Global smartphone shipments rocketed to 328 million units in Q3 2014 thanks to strong growth from Chinese smartphone makers pushing into emerging nations and Western markets.
Analyst house IDC reported smartphone shipments rising from 261.7 million units in Q3 2013 to 327.6 million in Q3 2014, marking a 25.2 percent year-on-year rise, in its Worldwide Quarterly Mobile Phone Tracker report.
This was also an increase on the 301.3 million units shipped in the second quarter of 2014. IDC programme director Ryan Reith highlighted growth in emerging markets and work by manufacturers to reduce handset costs as key reasons for the growth.
"Despite rumors of a slowing market, smartphone shipments continue to see record-setting volumes," he said.
"We've finally reached a point where most developed markets are experiencing single-digit growth while emerging markets are still growing at more than 30 percent collectively. In these markets, smartphone price points are making mobile computing possible where we once expected feature phones to remain dominant."
The report highlighted particularly strong results from Chinese phone makers.
Xiaomi grew to be the third biggest phone maker during the period having shipped 17.3 million units, up a staggering 211.3 percent year on year. It now has a 5.3 percent market share.
Lenovo took fourth place after shipping 16.9 million units, marking a 38 percent year on year increase with a 5.2 percent market share. However, with Lenovo having completed its purchase of Motorola, it now technically has third place ahead of Xiaomi with a market share of 8.7 percent.
IDC mobile phone team research manager Ramon Llamas said their growth is proof that there is still room for new players to enter the mobile market.
"This shows that there is still room to compete in this market, whether it be in the low end as Lenovo has done [or] at the high end where Xiaomi competes," he said.

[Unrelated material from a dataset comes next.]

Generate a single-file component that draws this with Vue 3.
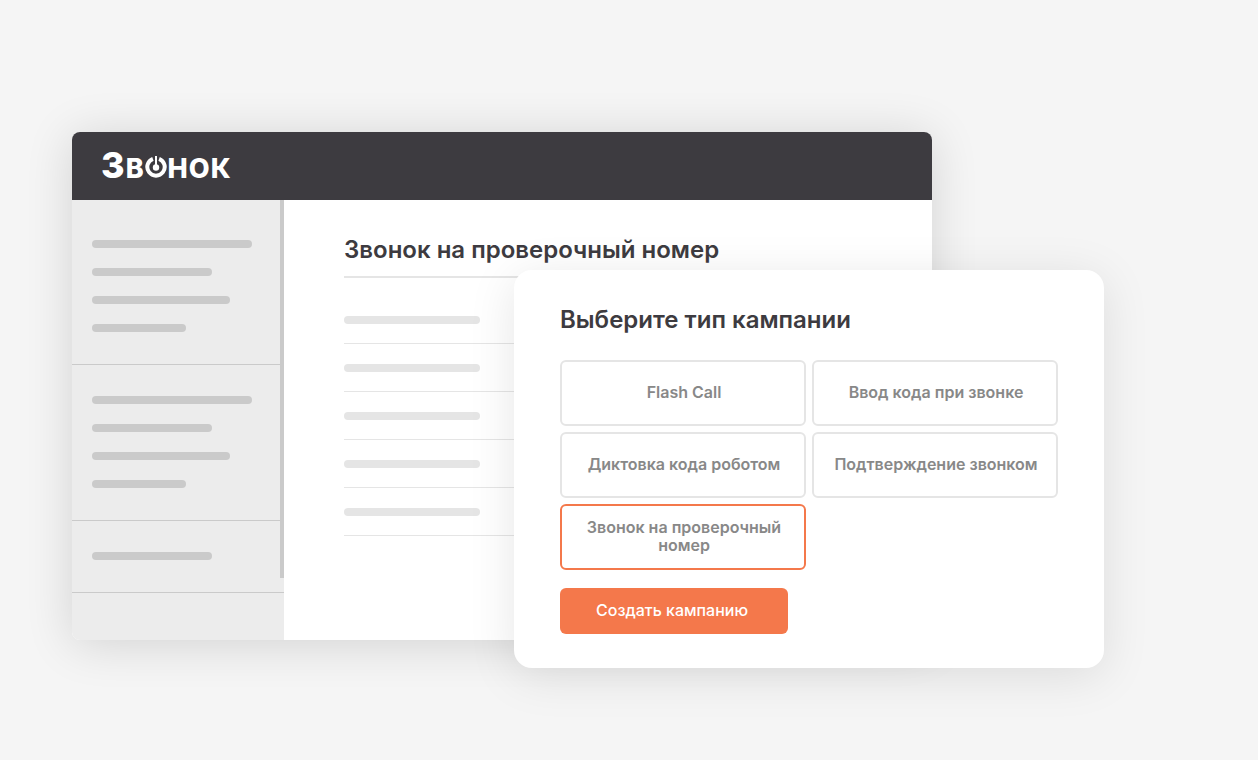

Meanwhile, Apple enjoyed a 16.1 percent increase in iPhone shipments to 39.3 million units, cementing its place as the second largest smartphone vendor in the world.

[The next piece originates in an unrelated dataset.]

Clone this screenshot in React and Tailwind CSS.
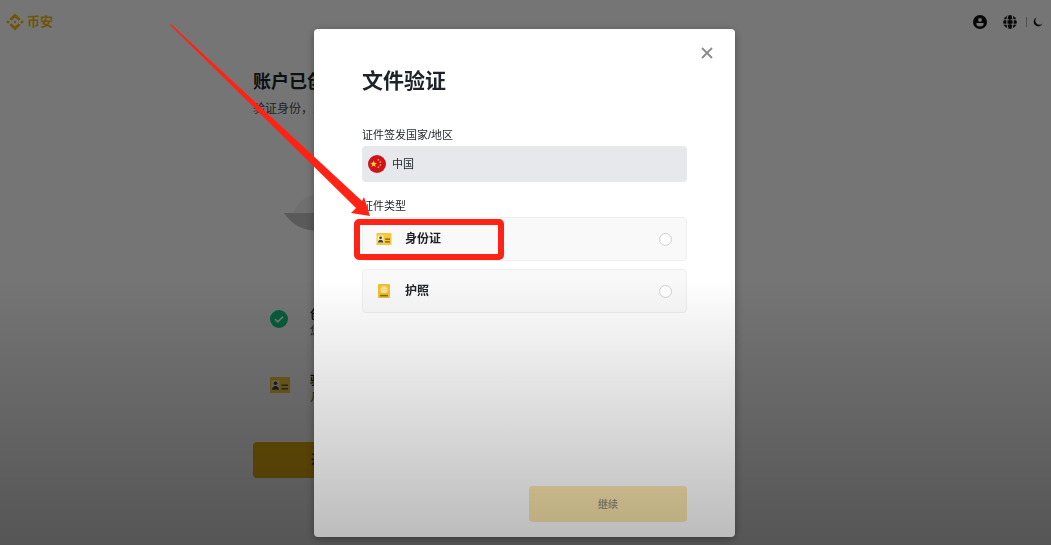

Despite maintaining its position at the top of the smartphone heap, Samsung was the only major manufacturer to see a decrease in shipments during the period, down 8.2 percent year on year to 78.1 million units. This slump was underlined by its latest financials showing a 60 percent decrease in profits.
The smartphone shipment growth follows a push by the UK and European Commission to increase worker mobility.
The UK government announced plans to fit 1,000 public buildings, including libraries, museums and sporting complexes with free WiFi hotspots as part of efforts to make the UK as digitally connected as possible on 30 October.